Looking deeper, we find that eastern countries value cultural diversity less than the average European does. Meaningful is the difference between the positive and negative connotations of culture. Swedes (again) are the model citizens, four times as many of them associate the EU with diversity than with a cultural threat, and Finns think similarly. Furthermore, cultural diversity comes to mind three times more often than fear of losing identity for (surprise) Hungarians and Bulgarians. On the other side are those who think EU-membership is a threat to their cultural identity: Austrians, the Irish, Cypriots, and above all Greek people. (What would a bunch of Swedes and Greeks say to one another on the subject?)

Before you think the impulse of the moment produced these answers, look at the consistency with earlier data: identity paranoia haunted the same four nations years ago. (Does culture policy take note?) EU accession seems to have done good to Croats in this respect.

Heritage enacted

Culture ministers of the EU met in Brussels and adopted a high level document on cultural heritage. The opening words of four paragraphs (out of the thirty) carry the essence:

Cultural heritage

· plays an important role in creating and enhancing social capital

· has an important economic impact

· plays a specific role in achieving the Europe 2020 strategy goals

· cuts across several public policies beyond the cultural

Recommendations to member states and the European administration are in line with these statements. Virtues of the 1200-word text compensate for the lack of reference to memory policies.

Museums awarded

Tallinn hosted the 17th annual assembly and the awards ceremony of the European Museum Forum, for the first time in our region since this institution was established in 1977. The main feature of the Forum is that they operate the European Museum of the Year Award, the 36th since its inception. Only two awards have decorated museums in east-central Europe: a Romanian in 1996 and an Estonian in 2008 (in fact, the host of this year’s award ceremony). By arithmetic coincidence, 36 museums competed for this year’s prize, including eight from our region.  

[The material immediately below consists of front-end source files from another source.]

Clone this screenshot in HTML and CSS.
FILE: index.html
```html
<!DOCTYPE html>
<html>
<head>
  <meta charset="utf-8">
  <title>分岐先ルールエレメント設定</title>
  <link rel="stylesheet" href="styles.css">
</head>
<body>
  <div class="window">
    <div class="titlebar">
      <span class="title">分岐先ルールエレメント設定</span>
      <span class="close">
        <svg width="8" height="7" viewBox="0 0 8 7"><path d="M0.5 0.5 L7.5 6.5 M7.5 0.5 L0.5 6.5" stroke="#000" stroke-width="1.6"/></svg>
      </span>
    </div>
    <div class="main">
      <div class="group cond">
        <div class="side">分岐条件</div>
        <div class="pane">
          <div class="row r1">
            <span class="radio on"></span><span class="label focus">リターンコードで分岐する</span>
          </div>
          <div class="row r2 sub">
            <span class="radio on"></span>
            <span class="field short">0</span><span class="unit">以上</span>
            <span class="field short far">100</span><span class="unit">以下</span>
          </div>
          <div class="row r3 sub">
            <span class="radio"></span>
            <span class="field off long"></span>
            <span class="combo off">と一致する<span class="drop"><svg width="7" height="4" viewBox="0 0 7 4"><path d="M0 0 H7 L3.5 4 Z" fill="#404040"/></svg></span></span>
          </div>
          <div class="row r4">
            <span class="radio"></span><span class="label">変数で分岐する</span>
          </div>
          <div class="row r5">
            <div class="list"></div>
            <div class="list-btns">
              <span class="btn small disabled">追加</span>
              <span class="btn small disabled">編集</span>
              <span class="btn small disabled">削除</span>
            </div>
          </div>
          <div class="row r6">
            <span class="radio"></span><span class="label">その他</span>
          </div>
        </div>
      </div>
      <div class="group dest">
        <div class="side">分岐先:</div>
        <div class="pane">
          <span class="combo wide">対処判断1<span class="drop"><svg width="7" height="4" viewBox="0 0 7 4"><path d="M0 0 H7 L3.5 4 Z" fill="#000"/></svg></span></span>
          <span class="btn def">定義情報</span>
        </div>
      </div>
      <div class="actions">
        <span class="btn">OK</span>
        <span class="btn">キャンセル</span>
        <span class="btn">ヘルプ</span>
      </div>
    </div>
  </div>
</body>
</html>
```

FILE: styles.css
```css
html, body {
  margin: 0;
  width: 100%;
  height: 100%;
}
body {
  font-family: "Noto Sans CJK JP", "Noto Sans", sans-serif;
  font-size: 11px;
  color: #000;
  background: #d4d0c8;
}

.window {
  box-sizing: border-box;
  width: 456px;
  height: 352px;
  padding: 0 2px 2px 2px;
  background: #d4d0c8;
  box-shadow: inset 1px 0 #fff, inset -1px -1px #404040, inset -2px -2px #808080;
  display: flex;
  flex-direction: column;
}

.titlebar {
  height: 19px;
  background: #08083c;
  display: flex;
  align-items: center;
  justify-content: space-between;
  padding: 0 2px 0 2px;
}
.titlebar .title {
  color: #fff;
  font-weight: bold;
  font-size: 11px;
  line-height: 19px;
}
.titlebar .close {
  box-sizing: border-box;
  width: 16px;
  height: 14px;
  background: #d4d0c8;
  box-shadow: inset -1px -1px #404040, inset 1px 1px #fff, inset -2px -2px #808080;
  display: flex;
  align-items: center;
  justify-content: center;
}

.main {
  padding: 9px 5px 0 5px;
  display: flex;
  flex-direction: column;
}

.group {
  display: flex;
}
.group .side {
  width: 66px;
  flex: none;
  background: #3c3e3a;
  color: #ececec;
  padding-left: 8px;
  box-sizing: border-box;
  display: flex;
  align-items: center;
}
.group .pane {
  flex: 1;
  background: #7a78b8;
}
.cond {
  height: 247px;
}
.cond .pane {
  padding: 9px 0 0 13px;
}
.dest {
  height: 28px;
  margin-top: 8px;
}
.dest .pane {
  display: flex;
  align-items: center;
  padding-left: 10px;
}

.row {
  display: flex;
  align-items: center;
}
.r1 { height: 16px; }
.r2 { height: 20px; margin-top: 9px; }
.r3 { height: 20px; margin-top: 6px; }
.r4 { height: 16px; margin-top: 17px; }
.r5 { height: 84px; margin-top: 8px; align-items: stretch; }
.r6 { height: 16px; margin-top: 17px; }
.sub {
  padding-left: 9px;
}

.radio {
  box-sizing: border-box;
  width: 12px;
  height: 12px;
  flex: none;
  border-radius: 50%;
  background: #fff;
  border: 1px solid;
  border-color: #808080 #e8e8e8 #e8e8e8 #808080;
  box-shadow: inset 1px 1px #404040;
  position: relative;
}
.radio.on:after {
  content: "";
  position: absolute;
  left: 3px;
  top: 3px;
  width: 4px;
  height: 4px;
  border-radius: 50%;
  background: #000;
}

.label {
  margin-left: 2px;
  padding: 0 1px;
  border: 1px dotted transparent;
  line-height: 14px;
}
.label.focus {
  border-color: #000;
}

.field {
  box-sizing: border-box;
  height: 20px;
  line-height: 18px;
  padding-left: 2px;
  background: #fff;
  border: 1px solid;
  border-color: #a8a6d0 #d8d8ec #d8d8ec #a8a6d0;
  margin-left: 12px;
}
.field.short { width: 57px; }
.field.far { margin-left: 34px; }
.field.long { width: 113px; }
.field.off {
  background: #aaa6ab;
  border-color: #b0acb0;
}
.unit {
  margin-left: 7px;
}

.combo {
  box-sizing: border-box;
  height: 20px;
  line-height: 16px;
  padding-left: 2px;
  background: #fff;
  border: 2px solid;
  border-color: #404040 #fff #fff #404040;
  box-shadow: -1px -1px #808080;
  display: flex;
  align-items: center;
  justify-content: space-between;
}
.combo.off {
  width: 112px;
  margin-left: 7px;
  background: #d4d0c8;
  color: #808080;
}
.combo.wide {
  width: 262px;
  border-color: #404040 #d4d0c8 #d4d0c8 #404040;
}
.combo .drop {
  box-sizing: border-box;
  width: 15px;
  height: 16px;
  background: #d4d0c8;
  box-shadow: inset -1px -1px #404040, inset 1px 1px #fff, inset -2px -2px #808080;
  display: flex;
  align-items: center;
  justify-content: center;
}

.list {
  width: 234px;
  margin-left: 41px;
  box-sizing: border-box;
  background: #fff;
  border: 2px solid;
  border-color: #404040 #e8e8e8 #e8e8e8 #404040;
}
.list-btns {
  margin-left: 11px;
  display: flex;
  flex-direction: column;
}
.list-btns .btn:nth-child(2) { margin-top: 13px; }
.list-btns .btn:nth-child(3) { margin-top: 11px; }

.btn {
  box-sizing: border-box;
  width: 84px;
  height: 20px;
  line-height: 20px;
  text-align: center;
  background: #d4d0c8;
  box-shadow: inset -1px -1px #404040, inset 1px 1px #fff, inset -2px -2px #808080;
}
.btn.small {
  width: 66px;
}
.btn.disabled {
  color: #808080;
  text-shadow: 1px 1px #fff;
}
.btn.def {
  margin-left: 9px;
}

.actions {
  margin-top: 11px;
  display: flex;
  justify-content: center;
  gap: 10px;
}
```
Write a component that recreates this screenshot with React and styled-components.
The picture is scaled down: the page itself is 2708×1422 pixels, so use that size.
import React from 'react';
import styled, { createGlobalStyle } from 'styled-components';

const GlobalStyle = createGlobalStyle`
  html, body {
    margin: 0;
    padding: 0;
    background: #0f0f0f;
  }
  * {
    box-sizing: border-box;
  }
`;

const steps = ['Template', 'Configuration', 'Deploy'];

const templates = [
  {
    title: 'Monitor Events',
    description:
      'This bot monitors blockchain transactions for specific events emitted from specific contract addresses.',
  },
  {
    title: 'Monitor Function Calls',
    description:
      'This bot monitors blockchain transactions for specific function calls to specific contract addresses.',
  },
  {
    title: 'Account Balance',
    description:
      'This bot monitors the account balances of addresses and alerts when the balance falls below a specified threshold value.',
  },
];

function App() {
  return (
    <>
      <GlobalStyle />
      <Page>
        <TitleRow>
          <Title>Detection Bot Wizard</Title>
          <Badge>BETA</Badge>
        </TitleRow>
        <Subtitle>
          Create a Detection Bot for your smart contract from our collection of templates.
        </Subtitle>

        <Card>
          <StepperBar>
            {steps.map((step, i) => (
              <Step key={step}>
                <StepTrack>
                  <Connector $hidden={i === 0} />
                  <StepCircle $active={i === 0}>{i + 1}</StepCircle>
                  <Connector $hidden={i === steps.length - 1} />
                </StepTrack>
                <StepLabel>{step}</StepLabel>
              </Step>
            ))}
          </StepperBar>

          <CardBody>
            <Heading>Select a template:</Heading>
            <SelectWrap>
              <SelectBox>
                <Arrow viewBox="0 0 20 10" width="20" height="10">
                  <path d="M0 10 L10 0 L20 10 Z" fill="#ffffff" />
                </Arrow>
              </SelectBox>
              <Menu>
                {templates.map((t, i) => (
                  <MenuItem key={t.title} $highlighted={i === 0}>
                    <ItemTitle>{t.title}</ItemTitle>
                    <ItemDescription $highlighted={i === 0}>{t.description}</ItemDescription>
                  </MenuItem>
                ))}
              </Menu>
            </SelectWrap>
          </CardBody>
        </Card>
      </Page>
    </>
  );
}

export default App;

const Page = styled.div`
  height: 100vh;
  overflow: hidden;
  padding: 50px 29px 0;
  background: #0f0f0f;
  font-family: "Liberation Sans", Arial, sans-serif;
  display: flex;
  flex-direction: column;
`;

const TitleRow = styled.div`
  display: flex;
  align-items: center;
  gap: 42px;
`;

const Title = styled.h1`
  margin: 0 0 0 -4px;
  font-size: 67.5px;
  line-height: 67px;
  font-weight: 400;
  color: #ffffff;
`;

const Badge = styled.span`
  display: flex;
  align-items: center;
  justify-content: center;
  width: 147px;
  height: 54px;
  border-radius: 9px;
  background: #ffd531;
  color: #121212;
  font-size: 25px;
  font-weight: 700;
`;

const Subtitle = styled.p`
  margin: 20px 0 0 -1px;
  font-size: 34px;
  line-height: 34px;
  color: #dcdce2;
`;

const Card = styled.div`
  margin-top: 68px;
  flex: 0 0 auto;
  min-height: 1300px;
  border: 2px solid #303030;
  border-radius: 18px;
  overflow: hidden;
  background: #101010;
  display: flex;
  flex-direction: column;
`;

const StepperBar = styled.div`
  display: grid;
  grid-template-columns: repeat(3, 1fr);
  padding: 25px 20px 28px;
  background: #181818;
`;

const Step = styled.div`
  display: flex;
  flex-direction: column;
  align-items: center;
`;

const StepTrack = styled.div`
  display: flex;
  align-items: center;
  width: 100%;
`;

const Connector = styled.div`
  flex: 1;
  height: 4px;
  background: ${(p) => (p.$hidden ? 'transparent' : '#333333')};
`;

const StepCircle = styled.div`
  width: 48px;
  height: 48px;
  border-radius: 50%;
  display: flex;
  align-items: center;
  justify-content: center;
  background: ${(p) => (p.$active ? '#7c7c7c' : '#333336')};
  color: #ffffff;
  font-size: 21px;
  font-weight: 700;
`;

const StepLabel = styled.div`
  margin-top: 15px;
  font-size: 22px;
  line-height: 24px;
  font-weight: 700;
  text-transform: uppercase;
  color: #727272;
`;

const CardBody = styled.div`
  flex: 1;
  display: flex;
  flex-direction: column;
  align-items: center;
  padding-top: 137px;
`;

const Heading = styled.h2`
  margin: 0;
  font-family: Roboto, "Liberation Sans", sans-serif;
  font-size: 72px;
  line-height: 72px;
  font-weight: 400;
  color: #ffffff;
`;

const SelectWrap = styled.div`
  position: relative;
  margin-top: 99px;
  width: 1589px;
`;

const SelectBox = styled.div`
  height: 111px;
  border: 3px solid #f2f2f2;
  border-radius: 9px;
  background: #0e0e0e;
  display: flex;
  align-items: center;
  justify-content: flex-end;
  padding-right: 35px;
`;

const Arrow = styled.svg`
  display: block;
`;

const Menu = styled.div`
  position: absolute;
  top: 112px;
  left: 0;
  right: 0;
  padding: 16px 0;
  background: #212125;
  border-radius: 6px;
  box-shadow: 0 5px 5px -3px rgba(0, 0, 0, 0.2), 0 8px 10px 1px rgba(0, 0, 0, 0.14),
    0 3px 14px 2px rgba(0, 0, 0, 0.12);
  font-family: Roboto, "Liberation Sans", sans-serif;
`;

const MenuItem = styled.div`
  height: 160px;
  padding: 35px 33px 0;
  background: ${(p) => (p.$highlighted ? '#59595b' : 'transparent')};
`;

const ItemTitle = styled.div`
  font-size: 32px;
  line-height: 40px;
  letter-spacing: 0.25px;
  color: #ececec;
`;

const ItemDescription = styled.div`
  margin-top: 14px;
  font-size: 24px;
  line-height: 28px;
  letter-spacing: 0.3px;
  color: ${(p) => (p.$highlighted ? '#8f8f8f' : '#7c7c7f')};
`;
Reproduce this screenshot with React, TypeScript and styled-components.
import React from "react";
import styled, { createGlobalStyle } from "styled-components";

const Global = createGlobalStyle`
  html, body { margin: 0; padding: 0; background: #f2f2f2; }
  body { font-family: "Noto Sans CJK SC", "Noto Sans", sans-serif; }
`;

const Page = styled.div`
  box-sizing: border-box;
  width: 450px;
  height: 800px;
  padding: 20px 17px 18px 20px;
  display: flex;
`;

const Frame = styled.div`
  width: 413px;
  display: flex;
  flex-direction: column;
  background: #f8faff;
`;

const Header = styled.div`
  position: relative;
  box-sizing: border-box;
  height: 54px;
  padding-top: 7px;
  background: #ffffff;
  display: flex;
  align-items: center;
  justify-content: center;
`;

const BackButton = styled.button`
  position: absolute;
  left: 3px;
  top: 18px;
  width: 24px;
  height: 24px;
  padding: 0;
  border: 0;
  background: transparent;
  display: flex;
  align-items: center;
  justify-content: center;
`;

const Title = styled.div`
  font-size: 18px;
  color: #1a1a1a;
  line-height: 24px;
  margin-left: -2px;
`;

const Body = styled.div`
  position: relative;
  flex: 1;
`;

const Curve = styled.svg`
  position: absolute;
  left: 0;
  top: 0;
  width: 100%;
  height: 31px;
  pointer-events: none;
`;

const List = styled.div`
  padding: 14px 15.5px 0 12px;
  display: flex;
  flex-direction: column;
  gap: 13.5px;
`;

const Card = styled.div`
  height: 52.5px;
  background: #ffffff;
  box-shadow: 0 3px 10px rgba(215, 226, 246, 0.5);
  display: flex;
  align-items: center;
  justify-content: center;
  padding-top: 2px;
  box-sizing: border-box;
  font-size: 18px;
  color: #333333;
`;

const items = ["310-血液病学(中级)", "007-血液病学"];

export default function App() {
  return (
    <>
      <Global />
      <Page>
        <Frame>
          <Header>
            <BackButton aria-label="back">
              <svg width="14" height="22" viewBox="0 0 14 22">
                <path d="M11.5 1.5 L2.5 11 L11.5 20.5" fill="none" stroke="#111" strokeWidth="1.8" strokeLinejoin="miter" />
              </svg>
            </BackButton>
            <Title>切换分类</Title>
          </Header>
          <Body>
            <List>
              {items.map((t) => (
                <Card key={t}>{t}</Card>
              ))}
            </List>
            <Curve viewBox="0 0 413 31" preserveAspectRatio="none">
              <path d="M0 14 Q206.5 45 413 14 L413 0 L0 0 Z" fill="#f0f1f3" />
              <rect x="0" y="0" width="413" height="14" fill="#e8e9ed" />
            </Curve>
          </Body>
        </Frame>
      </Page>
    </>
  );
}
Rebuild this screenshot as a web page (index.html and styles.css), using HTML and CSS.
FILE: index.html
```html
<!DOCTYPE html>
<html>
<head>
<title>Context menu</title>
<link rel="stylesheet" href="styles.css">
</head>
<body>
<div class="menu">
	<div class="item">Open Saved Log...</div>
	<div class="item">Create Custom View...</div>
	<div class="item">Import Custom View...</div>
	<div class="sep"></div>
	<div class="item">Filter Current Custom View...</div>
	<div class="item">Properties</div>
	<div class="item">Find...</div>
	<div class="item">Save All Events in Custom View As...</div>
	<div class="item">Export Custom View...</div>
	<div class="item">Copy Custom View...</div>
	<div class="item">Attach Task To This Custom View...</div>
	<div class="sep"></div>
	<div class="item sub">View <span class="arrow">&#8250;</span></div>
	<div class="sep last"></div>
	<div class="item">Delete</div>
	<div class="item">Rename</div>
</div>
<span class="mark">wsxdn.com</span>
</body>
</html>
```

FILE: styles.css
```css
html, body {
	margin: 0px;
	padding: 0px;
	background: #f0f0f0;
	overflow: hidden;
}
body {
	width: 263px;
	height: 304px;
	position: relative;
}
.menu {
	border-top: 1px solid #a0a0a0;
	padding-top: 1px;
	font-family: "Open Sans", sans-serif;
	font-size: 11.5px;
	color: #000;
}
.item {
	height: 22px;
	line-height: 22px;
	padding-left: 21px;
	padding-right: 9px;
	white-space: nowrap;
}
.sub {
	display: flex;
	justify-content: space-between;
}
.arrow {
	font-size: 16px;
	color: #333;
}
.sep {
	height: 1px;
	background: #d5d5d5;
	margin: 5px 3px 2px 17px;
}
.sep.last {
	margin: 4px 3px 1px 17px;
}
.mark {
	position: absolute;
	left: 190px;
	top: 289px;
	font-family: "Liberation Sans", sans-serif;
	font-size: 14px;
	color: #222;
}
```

The 2014 Award went to the Museum of Innocence in Istanbul. The Baksi Museum was honoured with the Council of Europe Museum Prize (Turks again!); this latter award is selected from the nominations by the Parliamentary Assembly of the Council of Europe.

The distinction with the name of the founder of the European award goes to the most original museum in the eyes of the Judging Panel, this time to Latvia; and a Swiss museum got the Silletto Prize (bearing the name of a secretive benefactor) for exemplary community involvement.  

Winners showcased

The above is not the only museum prize. There are many more on national and international levels. Since 2003 a selection of those prize winners have been gathered in Dubrovnik, accompanied by other heritage awards. This September 24 of them will be presented. The list begins with last year’s Council of Europe Museum Prize from Liverpool. Besides Europe, award winners from New Zealand, Japan and other distant lands will display their achievements. (I like the website.)

Universities ranked, cont-d

The above mentioned ministerial meeting in Brussels took a look at U-Multirank, a project co-financed by the Commission. It assesses the performance of around 800 higher education institutions worldwide. The aim is to devise a ranking tool of universities that is better than all the existing ones, including the Thomson-Reuters rank list that we reviewed a month ago. BO has made for you a user friendly version of the latest ranking of this new device, set up with €2 million in funding from the European Union.

Comparing U-Multirank and Thomson-Reuters we find considerable concordance at the top: one finds the top 15 of the former among the top 50 of the latter. With regard to east-central Europe, differences are substantial. The three universities that the British list placed among the top 400 are missing from the EU list’s top 400, where the region is represented by Budapest and Vilnius; see their visual test scores:

   

And the Turks? The surprise in the British list? U-Multirank 400-best has three, two of those five that figure on the British 400-best.